A member may exhibit two dogs in obedience if the dogs are at different training levels. Under special circumstances, a dog may be shown by two members of the same family. Arrangements must be made with the 4-H Educator prior to the start of the project year.
Participant handlers must wear rubber-soled, closed-toed, closed-heeled shoes that can be fastened.
Participant handlers must use a standard 6 foot leash made of leather, nylon or cotton webbing – absolutely NO retractable or chain leashes may be used. A leash will be provided to all registered participants.
Dogs must be kept on a leash before and after group activities.
During shows or competitions, dogs may wear choke, martingale, and flat buckle collars when appropriate with approval from 4-H volunteer leaders.

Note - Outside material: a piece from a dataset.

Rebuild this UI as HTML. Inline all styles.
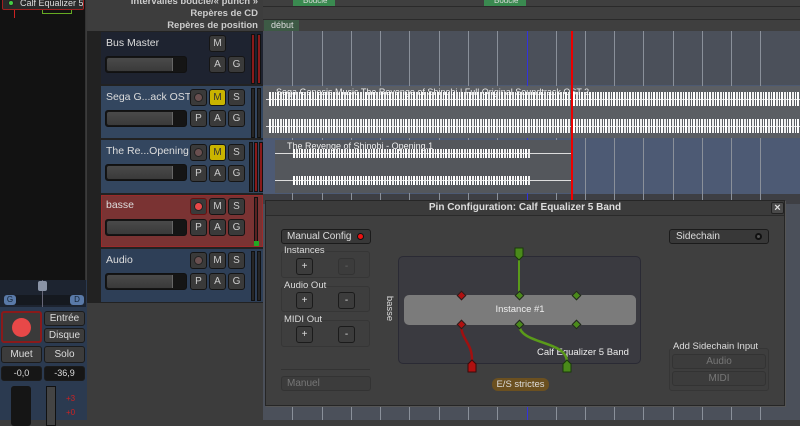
<!DOCTYPE html>
<html><head><meta charset="utf-8"><style>
*{box-sizing:border-box;margin:0;padding:0}
body{width:800px;height:420px;overflow:hidden;background:#3c3c3c;font-family:"Liberation Sans","DejaVu Sans",sans-serif;position:relative;color:#ddd}
.a{position:absolute}
.btn{position:absolute;width:17px;height:17px;background:#3a3a3a;border:1px solid #151515;border-radius:3px;color:#ccc;font-size:10px;text-align:center;line-height:15px}
.y{background:#c9b400;color:#333}
.rec{position:absolute;width:17px;height:17px;background:#3a3a3a;border:1px solid #151515;border-radius:3px}
.rec i{position:absolute;left:3px;top:3px;width:9px;height:9px;border-radius:50%;background:#6a5050;border:1px solid #222}
.fader{position:absolute;left:105px;width:82px;height:17px;background:#151515;border:1px solid #111;border-radius:3px}
.fader i{position:absolute;left:1px;top:1px;width:66px;height:13px;background:linear-gradient(#4a4a4a,#3a3a3a);border-right:1px solid #666;border-radius:2px 0 0 2px}
.name{position:absolute;left:106px;font-size:10.5px;color:#ddd;white-space:nowrap}
.mt{position:absolute;width:4px;background:#262626;border:1px solid #111}
.grid{position:absolute;top:0;bottom:0;width:1px;background:#8a909a}
.wave{position:absolute;height:14px;background:repeating-linear-gradient(90deg,#fff 0 2px,transparent 2px 3px,#eee 3px 5px,transparent 5px 6px,#fff 6px 7px,transparent 7px 8px)}
.db{position:absolute;background:#3c3c3c;border:1px solid #1b1b1b;border-radius:3px;color:#ddd;font-size:10px;text-align:center}
.grp{position:absolute;border:1px solid #363636;border-radius:3px;background:#3e3e3e}
.lbl{position:absolute;font-size:9.5px;color:#ddd}
.dia{position:absolute;width:7px;height:7px;transform:rotate(45deg);border:1px solid #222}
</style></head><body>
<div class="a" style="left:0;top:0;width:86px;height:280px;background:#121212;border-right:1px solid #333"></div>
<div class="a" style="left:2px;top:-3px;width:82px;height:13px;border:1px solid #a02020;border-radius:2px;background:#2a2a2a;font-size:9px;color:#ddd;padding-left:17px;line-height:10px;white-space:nowrap;overflow:hidden">Calf Equalizer 5</div>
<div class="a" style="left:8px;top:0px;width:6px;height:6px;border-radius:50%;background:#4c4;border:1px solid #222"></div>
<div class="a" style="left:14px;top:10px;width:1px;height:8px;background:#c22"></div>
<div class="a" style="left:42px;top:10px;width:30px;height:4px;border:1px solid #6a2;border-top:none"></div>
<div class="a" style="left:0;top:280px;width:87px;height:140px;background:#2b3a50"></div>
<div class="a" style="left:0;top:280px;width:86px;height:27px;background:#1d2430"></div>
<div class="a" style="left:4px;top:295px;width:80px;height:10px;background:#15191f;border-radius:3px"></div>
<div class="a" style="left:4px;top:295px;width:12px;height:10px;background:#5a7aa8;border-radius:3px;font-size:8px;color:#123;text-align:center;line-height:10px">G</div>
<div class="a" style="left:70px;top:295px;width:14px;height:10px;background:#5a7aa8;border-radius:3px;font-size:8px;color:#123;text-align:center;line-height:10px">D</div>
<div class="a" style="left:42px;top:280px;width:1px;height:27px;background:#667"></div>
<div class="a" style="left:38px;top:281px;width:9px;height:10px;background:#8a94a6;border-radius:2px"></div>
<div class="a" style="left:1px;top:311px;width:41px;height:32px;background:#3a3a3a;border:2px solid #8a1a1a;border-radius:3px"></div>
<div class="a" style="left:12px;top:318px;width:19px;height:19px;border-radius:50%;background:#e84848"></div>
<div class="db" style="left:44px;top:311px;width:41px;height:15px;line-height:13px">Entrée</div>
<div class="db" style="left:44px;top:328px;width:41px;height:15px;line-height:13px">Disque</div>
<div class="db" style="left:1px;top:346px;width:41px;height:17px;line-height:15px">Muet</div>
<div class="db" style="left:44px;top:346px;width:41px;height:17px;line-height:15px">Solo</div>
<div class="db" style="left:1px;top:366px;width:41px;height:15px;line-height:13px;background:#161616;font-size:9px">-0,0</div>
<div class="db" style="left:44px;top:366px;width:41px;height:15px;line-height:13px;background:#161616;font-size:9px">-36,9</div>
<div class="a" style="left:11px;top:386px;width:20px;height:40px;background:#151515;border-radius:3px"></div>
<div class="a" style="left:46px;top:386px;width:10px;height:40px;background:#444;border:1px solid #111"></div>
<div class="a" style="left:66px;top:394px;font-size:8px;color:#c22">+3</div>
<div class="a" style="left:66px;top:408px;font-size:8px;color:#c22">+0</div>
<div class="a" style="left:87px;top:31px;width:14px;height:272px;background:#222"></div>
<div class="a" style="left:88px;top:0;width:175px;height:31px;background:#3d3d3d"></div>
<div class="a" style="left:88px;top:-4px;width:170px;text-align:right;font-size:9.5px;font-weight:bold;color:#ccc;white-space:nowrap">Intervalles boucle/« punch »</div>
<div class="a" style="left:88px;top:8px;width:170px;text-align:right;font-size:9.5px;font-weight:bold;color:#ccc">Repères de CD</div>
<div class="a" style="left:88px;top:20px;width:170px;text-align:right;font-size:9.5px;font-weight:bold;color:#ccc">Repères de position</div>
<div class="a" style="left:263px;top:0;width:537px;height:31px;background:#3f3f3f"></div>
<div class="a" style="left:263px;top:6px;width:537px;height:1px;background:#2a2a2a"></div>
<div class="a" style="left:263px;top:19px;width:537px;height:1px;background:#2a2a2a"></div>
<div class="a" style="left:293px;top:-2px;width:42px;height:8px;background:#3a8a50;font-size:8px;color:#ddd;padding-left:10px;line-height:6px">Boucle</div>
<div class="a" style="left:484px;top:-2px;width:42px;height:8px;background:#3a8a50;font-size:8px;color:#ddd;padding-left:10px;line-height:6px">Boucle</div>
<div class="a" style="left:264px;top:20px;width:35px;height:11px;background:#3d5a45;font-size:9px;color:#ddd;padding-left:7px;line-height:11px">début</div>
<div class="a" style="left:263px;top:31px;width:537px;height:389px;background:#4b505a;overflow:hidden">
 <div class="a" style="left:0;top:54px;width:537px;height:54px;background:#4d5a72"></div>
 <div class="a" style="left:0;top:108px;width:537px;height:55px;background:#4d5a74"></div>
 <div class="a" style="left:0;top:163px;width:537px;height:10px;background:#3e3f44"></div>
 <div class="a" style="left:0;top:173px;width:537px;height:216px;background:#4b505a"></div>
 <div class="grid" style="left:29px"></div><div class="grid" style="left:59px"></div><div class="grid" style="left:88px"></div><div class="grid" style="left:117px"></div><div class="grid" style="left:146px"></div><div class="grid" style="left:176px"></div><div class="grid" style="left:205px"></div><div class="grid" style="left:234px"></div><div class="grid" style="left:264px;background:#33d"></div><div class="grid" style="left:293px"></div><div class="grid" style="left:322px"></div><div class="grid" style="left:351px"></div><div class="grid" style="left:380px"></div><div class="grid" style="left:410px"></div><div class="grid" style="left:439px"></div><div class="grid" style="left:468px"></div><div class="grid" style="left:497px"></div>
 <div class="a" style="left:0;top:55px;width:537px;height:52px;background:#5b5e63"></div>
 <div class="a" style="left:13px;top:56px;font-size:9px;color:#eee;white-space:nowrap">Sega Genesis Music The Revenge of Shinobi | Full Original Soundtrack OST 2</div>
 <div class="a" style="left:3px;top:68px;width:534px;height:1px;background:#ddd"></div>
 <div class="wave" style="left:6px;top:61px;width:531px"></div>
 <div class="a" style="left:3px;top:95px;width:534px;height:1px;background:#ddd"></div>
 <div class="wave" style="left:6px;top:88px;width:531px"></div>
 <div class="a" style="left:12px;top:109px;width:297px;height:53px;background:#54575c"></div>
 <div class="a" style="left:24px;top:110px;font-size:9px;color:#eee;white-space:nowrap">The Revenge of Shinobi - Opening.1</div>
 <div class="a" style="left:12px;top:122px;width:297px;height:1px;background:#ddd"></div>
 <div class="wave" style="left:30px;top:118px;width:238px;height:9px"></div>
 <div class="a" style="left:12px;top:149px;width:297px;height:1px;background:#ddd"></div>
 <div class="wave" style="left:30px;top:145px;width:238px;height:9px"></div>
 <div class="a" style="left:308px;top:0;width:2px;height:175px;background:#e00"></div>
</div>
<div class="a" style="left:101px;top:31px;width:162px;height:272px;background:#222"></div>
<div class="a" style="left:101px;top:32px;width:162px;height:52px;background:#1e2330"></div>
<div class="a" style="left:101px;top:86px;width:162px;height:52px;background:#33465f"></div>
<div class="a" style="left:101px;top:140px;width:162px;height:53px;background:#33465f"></div>
<div class="a" style="left:101px;top:195px;width:162px;height:52px;background:#7a3333;border:1px solid #9a2a2a"></div>
<div class="a" style="left:101px;top:249px;width:162px;height:53px;background:#2e3f57"></div>
<div class="name" style="top:37px">Bus Master</div>
<div class="name" style="top:91px">Sega G...ack OST</div>
<div class="name" style="top:145px">The Re...Opening</div>
<div class="name" style="top:199px">basse</div>
<div class="name" style="top:254px">Audio</div>
<div class="fader" style="top:56px"><i></i></div>
<div class="fader" style="top:110px"><i></i></div>
<div class="fader" style="top:164px"><i></i></div>
<div class="fader" style="top:219px"><i></i></div>
<div class="fader" style="top:273px"><i></i></div>
<div class="btn" style="left:209px;top:35px">M</div>
<div class="btn" style="left:209px;top:56px">A</div><div class="btn" style="left:228px;top:56px">G</div>
<div class="rec" style="left:190px;top:89px"><i></i></div><div class="btn y" style="left:209px;top:89px">M</div><div class="btn" style="left:228px;top:89px">S</div>
<div class="btn" style="left:190px;top:110px">P</div><div class="btn" style="left:209px;top:110px">A</div><div class="btn" style="left:228px;top:110px">G</div>
<div class="rec" style="left:190px;top:144px"><i></i></div><div class="btn y" style="left:209px;top:144px">M</div><div class="btn" style="left:228px;top:144px">S</div>
<div class="btn" style="left:190px;top:165px">P</div><div class="btn" style="left:209px;top:165px">A</div><div class="btn" style="left:228px;top:165px">G</div>
<div class="rec" style="left:190px;top:198px;border-color:#6a1010"><i style="background:#e84848"></i></div><div class="btn" style="left:209px;top:198px">M</div><div class="btn" style="left:228px;top:198px">S</div>
<div class="btn" style="left:190px;top:219px">P</div><div class="btn" style="left:209px;top:219px">A</div><div class="btn" style="left:228px;top:219px">G</div>
<div class="rec" style="left:190px;top:252px"><i></i></div><div class="btn" style="left:209px;top:252px">M</div><div class="btn" style="left:228px;top:252px">S</div>
<div class="btn" style="left:190px;top:273px">P</div><div class="btn" style="left:209px;top:273px">A</div><div class="btn" style="left:228px;top:273px">G</div>
<div class="mt" style="left:251px;top:34px;height:50px;background:#8a1a1a"></div><div class="mt" style="left:257px;top:34px;height:50px;background:#8a1a1a"></div>
<div class="mt" style="left:251px;top:88px;height:50px"></div><div class="mt" style="left:257px;top:88px;height:50px"></div>
<div class="mt" style="left:249px;top:142px;height:50px"></div><div class="mt" style="left:254px;top:142px;height:50px;background:#8a1a1a"></div><div class="mt" style="left:259px;top:142px;height:50px;background:#8a1a1a"></div>
<div class="mt" style="left:254px;top:197px;height:49px;background:#5a2222"></div>
<div class="a" style="left:254px;top:241px;width:5px;height:5px;background:#2a2"></div>
<div class="mt" style="left:251px;top:251px;height:50px"></div><div class="mt" style="left:257px;top:251px;height:50px"></div>
<div class="a" style="left:265px;top:200px;width:520px;height:206px;background:#3f3f3f;border:1px solid #262626;box-shadow:1px 1px 0 #555"></div>
<div class="a" style="left:266px;top:201px;width:518px;height:15px;background:#3b3b3b;border-bottom:1px solid #2a2a2a;font-size:10px;font-weight:bold;color:#ddd;text-align:center;line-height:14px">Pin Configuration: Calf Equalizer 5 Band</div>
<div class="a" style="left:771px;top:202px;width:13px;height:12px;border:1px solid #222;border-radius:2px;background:#4a4a4a;color:#ddd;font-size:11px;line-height:10px;text-align:center;font-weight:bold">×</div>
<div class="db" style="left:281px;top:229px;width:90px;height:15px;line-height:13px;text-align:left;padding-left:5px;background:#383838">Manual Config</div>
<div class="a" style="left:357px;top:233px;width:7px;height:7px;border-radius:50%;background:#e11;border:1px solid #111"></div>
<div class="grp" style="left:281px;top:251px;width:89px;height:27px"></div>
<div class="lbl" style="left:284px;top:245px">Instances</div>
<div class="db" style="left:296px;top:258px;width:17px;height:17px;line-height:15px">+</div>
<div class="db" style="left:338px;top:258px;width:17px;height:17px;line-height:15px;color:#666;border-color:#333">-</div>
<div class="grp" style="left:281px;top:286px;width:89px;height:26px"></div>
<div class="lbl" style="left:284px;top:280px">Audio Out</div>
<div class="db" style="left:296px;top:292px;width:17px;height:17px;line-height:15px">+</div>
<div class="db" style="left:338px;top:292px;width:17px;height:17px;line-height:15px">-</div>
<div class="grp" style="left:281px;top:320px;width:89px;height:27px"></div>
<div class="lbl" style="left:284px;top:314px">MIDI Out</div>
<div class="db" style="left:296px;top:326px;width:17px;height:17px;line-height:15px">+</div>
<div class="db" style="left:338px;top:326px;width:17px;height:17px;line-height:15px">-</div>
<div class="a" style="left:281px;top:369px;width:89px;height:1px;background:#333"></div>
<div class="db" style="left:281px;top:376px;width:90px;height:15px;line-height:13px;text-align:left;padding-left:5px;color:#777;border-color:#333">Manuel</div>
<div class="a" style="left:377px;top:303px;font-size:9.5px;transform:rotate(90deg);color:#ddd">basse</div>
<div class="a" style="left:398px;top:256px;width:243px;height:108px;background:#3a3a40;border:1px solid #2a2a34;border-radius:5px"></div>
<div class="a" style="left:404px;top:295px;width:232px;height:30px;background:#7b7b7b;border-radius:5px;font-size:9.5px;color:#eee;text-align:center;line-height:30px">Instance #1</div>
<div class="a" style="left:537px;top:347px;font-size:9.5px;color:#eee">Calf Equalizer 5 Band</div>
<svg class="a" style="left:0;top:0" width="800" height="420">
<path d="M519 260 L519 295" stroke="#5a9a1a" stroke-width="2" fill="none"/>
<path d="M461 324 C461 340 472 342 472 360" stroke="#a01010" stroke-width="2.5" fill="none"/>
<path d="M519 324 C519 345 567 340 567 362" stroke="#5a9a1a" stroke-width="2.5" fill="none"/>
<path d="M515 248 L523 248 L523 256 L519 260 L515 256Z" fill="#4a8a1a" stroke="#1a3a0a"/>
<path d="M468 372 L476 372 L476 364 L472 360 L468 364Z" fill="#b01010" stroke="#3a0a0a"/>
<path d="M563 372 L571 372 L571 364 L567 360 L563 364Z" fill="#4a8a1a" stroke="#1a3a0a"/>
</svg>
<div class="dia" style="left:458px;top:292px;background:#b01010"></div>
<div class="dia" style="left:516px;top:292px;background:#4a8a1a"></div>
<div class="dia" style="left:573px;top:292px;background:#4a8a1a"></div>
<div class="dia" style="left:458px;top:321px;background:#b01010"></div>
<div class="dia" style="left:516px;top:321px;background:#4a8a1a"></div>
<div class="dia" style="left:573px;top:321px;background:#4a8a1a"></div>
<div class="a" style="left:492px;top:378px;width:57px;height:13px;background:#6b5020;border-radius:6px;font-size:9.5px;color:#ddd;text-align:center;line-height:13px">E/S strictes</div>
<div class="db" style="left:669px;top:229px;width:100px;height:15px;line-height:13px;text-align:left;padding-left:6px;background:#383838">Sidechain</div>
<div class="a" style="left:755px;top:233px;width:7px;height:7px;border-radius:50%;border:2px solid #111;background:#555"></div>
<div class="grp" style="left:669px;top:348px;width:100px;height:43px"></div>
<div class="lbl" style="left:673px;top:341px">Add Sidechain Input</div>
<div class="db" style="left:672px;top:354px;width:94px;height:15px;line-height:13px;color:#777;border-color:#333">Audio</div>
<div class="db" style="left:672px;top:371px;width:94px;height:15px;line-height:13px;color:#777;border-color:#333">MIDI</div>
</body></html>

Electronic training collars are PROHIBITED.
Younger siblings are welcome to watch! Please note, however, that if you are bringing small children with you, you will need to have activities for them to do so that they do not interfere with class members who are trying to work. Please do not have children eating snacks in the same room as where the 4-Hers are working with their dogs. The certified 4-H leader who is leading this dog obedience program has specifically designed this program for youth in grades 4-12. If you are interested in helping lead a dog obedience program for youth in younger grade levels, please email firstname.lastname@example.org or call 715-365-2750. The more volunteer support, the more opportunities we can offer young people in our county!
Bringing a dog will certainly help participants receive hands-on learning in dog obedience, but it is not required. Youth are not required to own an animal in order to use it as a 4-H project animal. If you are not bringing a dog, but still want to learn, that is OK! There are other ways of “showing off” what you have learned, such as designing educational dog poster displays or exhibiting a project about dogs at the local county fair.
Family Support is Important
The purpose of all Oneida County 4-H youth development programs is to enhance the education, experience, and development of young people. A purpose that is not realized without the involvement of several people working as a team. The successful completion of this dog program depends upon the combined efforts of parents or guardians, 4-H leaders, and 4-H members. All contribute to successful teamwork. Behind most successful club members are parents or guardians who are truly enthusiastic about the topics their children are learning more about.
Parents and guardians can help offer supervision, assistance, and encouragement to the 4-H members working through what they are learning. The payoff from this involvement is an exciting learning experience, and sometimes can even include awards and recognition, such as at the annual Oneida County 4-H Awards & Recognition event or during the county fair. If you are willing to help in these ways, you can make a big difference.
Testimonial About 4-H Dog Obedience
“I believe that 4-H is the catalyst for transformation. And while these transformations take place over years instead of weeks, it is still amazing. Earlier this year I heard from Elizabeth, a 4-H alumna from La Crosse County. She shared how 4-H taught her leadership, organization, communication, and responsibility. Elizabeth was transformed from a frightened little girl being dragged around a 4-H obedience class by a borrowed hunting dog to a confident young woman winning championship ribbons with her own Border Collie. She says it was through 4-H that she learned to be resilient, ambitious, and compassionate. And she credits 4-H with her career goal: helping people with Doctors Without Borders as a sonographer.” – Brenda Scheider, Wisconsin 4-H Foundation Executive Director.